Given information.
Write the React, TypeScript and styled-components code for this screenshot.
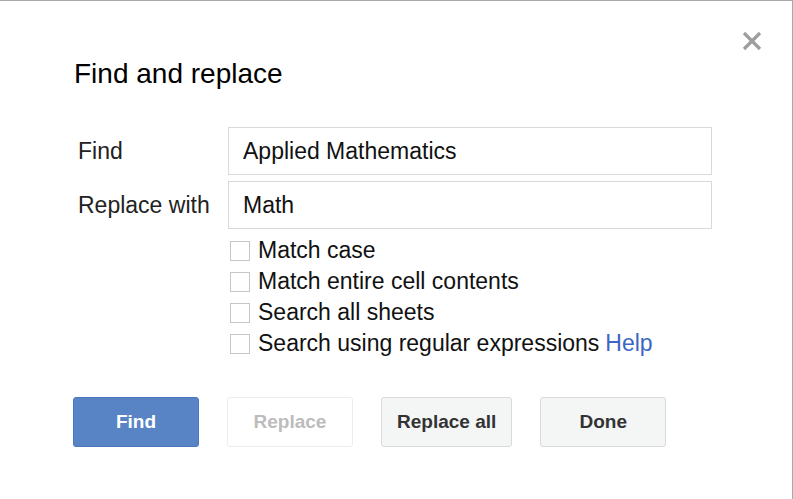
import styled, { createGlobalStyle } from "styled-components";

const GlobalStyle = createGlobalStyle`
  html, body {
    margin: 0;
    padding: 0;
    background: #fff;
  }
  body {
    font-family: "Liberation Sans", Arial, sans-serif;
  }
`;

const Dialog = styled.div`
  box-sizing: border-box;
  width: 793px;
  height: 499px;
  padding: 30px 30px 0 74px;
  border-top: 1px solid #a9a9a9;
  border-right: 1px solid #a9a9a9;
  background: #fff;
  display: flex;
  flex-direction: column;
`;

const Header = styled.div`
  display: flex;
  justify-content: space-between;
  align-items: flex-start;
`;

const Title = styled.h1`
  margin: 27px 0 0;
  font-size: 28px;
  line-height: 32px;
  font-weight: normal;
  color: #000;
`;

const Close = styled.button`
  width: 20px;
  height: 20px;
  padding: 0;
  border: none;
  background: none;
  cursor: pointer;
  display: flex;
`;

const Form = styled.div`
  margin-top: 37px;
  display: flex;
  flex-direction: column;
  gap: 6px;
`;

const Row = styled.div`
  display: grid;
  grid-template-columns: 154px 484px;
  align-items: center;
`;

const Label = styled.label`
  padding-left: 4px;
  font-size: 23px;
  color: #222;
`;

const Field = styled.input`
  box-sizing: border-box;
  height: 48px;
  padding: 0 14px;
  border: 1px solid #d9d9d9;
  font-family: "Liberation Sans", Arial, sans-serif;
  font-size: 23px;
  color: #111;
  outline: none;
`;

const Options = styled.div`
  margin: 6px 0 0 156px;
  display: flex;
  flex-direction: column;
`;

const Option = styled.label`
  height: 31px;
  display: flex;
  align-items: center;
  gap: 8px;
  font-size: 23px;
  color: #111;
`;

const Box = styled.span`
  box-sizing: border-box;
  width: 20px;
  height: 20px;
  border: 1px solid #c6c6c6;
  background: #fff;
`;

const HelpLink = styled.a`
  color: #3a67c2;
  text-decoration: none;
  margin-left: 6px;
`;

const Buttons = styled.div`
  margin: 38px 0 0 -1px;
  display: flex;
  gap: 28px;
`;

const Button = styled.button<{ $kind: "primary" | "disabled" | "plain" }>`
  box-sizing: border-box;
  height: 50px;
  min-width: 126px;
  padding: 0 15px;
  border-radius: 3px;
  font-family: "Liberation Sans", Arial, sans-serif;
  font-size: 19px;
  font-weight: bold;
  border: 1px solid
    ${(p) =>
      p.$kind === "primary" ? "#4a78bd" : p.$kind === "disabled" ? "#ededed" : "#d9d9d9"};
  background: ${(p) =>
    p.$kind === "primary" ? "#5884c6" : p.$kind === "disabled" ? "#fff" : "#f4f5f5"};
  color: ${(p) =>
    p.$kind === "primary" ? "#fff" : p.$kind === "disabled" ? "#bcbcbc" : "#333"};
`;

const options = [
  "Match case",
  "Match entire cell contents",
  "Search all sheets",
  "Search using regular expressions",
];

export default function App() {
  return (
    <>
      <GlobalStyle />
      <Dialog>
        <Header>
          <Title>Find and replace</Title>
          <Close aria-label="Close">
            <svg width="20" height="20" viewBox="0 0 20 20">
              <path
                d="M2 2 L18 18 M18 2 L2 18"
                stroke="#9e9e9e"
                strokeWidth="3.2"
                fill="none"
              />
            </svg>
          </Close>
        </Header>
        <Form>
          <Row>
            <Label>Find</Label>
            <Field defaultValue="Applied Mathematics" />
          </Row>
          <Row>
            <Label>Replace with</Label>
            <Field defaultValue="Math" />
          </Row>
        </Form>
        <Options>
          {options.map((o, i) => (
            <Option key={o}>
              <Box />
              <span>
                {o}
                {i === options.length - 1 && <HelpLink href="#">Help</HelpLink>}
              </span>
            </Option>
          ))}
        </Options>
        <Buttons>
          <Button $kind="primary">Find</Button>
          <Button $kind="disabled">Replace</Button>
          <Button $kind="plain">Replace all</Button>
          <Button $kind="plain">Done</Button>
        </Buttons>
      </Dialog>
    </>
  );
}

Problem requirements. Output the data above without changes, apart from leaving out the pictures.

Task solution.
Write the React, TypeScript and styled-components code for this screenshot.
import styled, { createGlobalStyle } from "styled-components";

const GlobalStyle = createGlobalStyle`
  html, body {
    margin: 0;
    padding: 0;
    background: #fff;
  }
  body {
    font-family: "Liberation Sans", Arial, sans-serif;
  }
`;

const Dialog = styled.div`
  box-sizing: border-box;
  width: 793px;
  height: 499px;
  padding: 30px 30px 0 74px;
  border-top: 1px solid #a9a9a9;
  border-right: 1px solid #a9a9a9;
  background: #fff;
  display: flex;
  flex-direction: column;
`;

const Header = styled.div`
  display: flex;
  justify-content: space-between;
  align-items: flex-start;
`;

const Title = styled.h1`
  margin: 27px 0 0;
  font-size: 28px;
  line-height: 32px;
  font-weight: normal;
  color: #000;
`;

const Close = styled.button`
  width: 20px;
  height: 20px;
  padding: 0;
  border: none;
  background: none;
  cursor: pointer;
  display: flex;
`;

const Form = styled.div`
  margin-top: 37px;
  display: flex;
  flex-direction: column;
  gap: 6px;
`;

const Row = styled.div`
  display: grid;
  grid-template-columns: 154px 484px;
  align-items: center;
`;

const Label = styled.label`
  padding-left: 4px;
  font-size: 23px;
  color: #222;
`;

const Field = styled.input`
  box-sizing: border-box;
  height: 48px;
  padding: 0 14px;
  border: 1px solid #d9d9d9;
  font-family: "Liberation Sans", Arial, sans-serif;
  font-size: 23px;
  color: #111;
  outline: none;
`;

const Options = styled.div`
  margin: 6px 0 0 156px;
  display: flex;
  flex-direction: column;
`;

const Option = styled.label`
  height: 31px;
  display: flex;
  align-items: center;
  gap: 8px;
  font-size: 23px;
  color: #111;
`;

const Box = styled.span`
  box-sizing: border-box;
  width: 20px;
  height: 20px;
  border: 1px solid #c6c6c6;
  background: #fff;
`;

const HelpLink = styled.a`
  color: #3a67c2;
  text-decoration: none;
  margin-left: 6px;
`;

const Buttons = styled.div`
  margin: 38px 0 0 -1px;
  display: flex;
  gap: 28px;
`;

const Button = styled.button<{ $kind: "primary" | "disabled" | "plain" }>`
  box-sizing: border-box;
  height: 50px;
  min-width: 126px;
  padding: 0 15px;
  border-radius: 3px;
  font-family: "Liberation Sans", Arial, sans-serif;
  font-size: 19px;
  font-weight: bold;
  border: 1px solid
    ${(p) =>
      p.$kind === "primary" ? "#4a78bd" : p.$kind === "disabled" ? "#ededed" : "#d9d9d9"};
  background: ${(p) =>
    p.$kind === "primary" ? "#5884c6" : p.$kind === "disabled" ? "#fff" : "#f4f5f5"};
  color: ${(p) =>
    p.$kind === "primary" ? "#fff" : p.$kind === "disabled" ? "#bcbcbc" : "#333"};
`;

const options = [
  "Match case",
  "Match entire cell contents",
  "Search all sheets",
  "Search using regular expressions",
];

export default function App() {
  return (
    <>
      <GlobalStyle />
      <Dialog>
        <Header>
          <Title>Find and replace</Title>
          <Close aria-label="Close">
            <svg width="20" height="20" viewBox="0 0 20 20">
              <path
                d="M2 2 L18 18 M18 2 L2 18"
                stroke="#9e9e9e"
                strokeWidth="3.2"
                fill="none"
              />
            </svg>
          </Close>
        </Header>
        <Form>
          <Row>
            <Label>Find</Label>
            <Field defaultValue="Applied Mathematics" />
          </Row>
          <Row>
            <Label>Replace with</Label>
            <Field defaultValue="Math" />
          </Row>
        </Form>
        <Options>
          {options.map((o, i) => (
            <Option key={o}>
              <Box />
              <span>
                {o}
                {i === options.length - 1 && <HelpLink href="#">Help</HelpLink>}
              </span>
            </Option>
          ))}
        </Options>
        <Buttons>
          <Button $kind="primary">Find</Button>
          <Button $kind="disabled">Replace</Button>
          <Button $kind="plain">Replace all</Button>
          <Button $kind="plain">Done</Button>
        </Buttons>
      </Dialog>
    </>
  );
}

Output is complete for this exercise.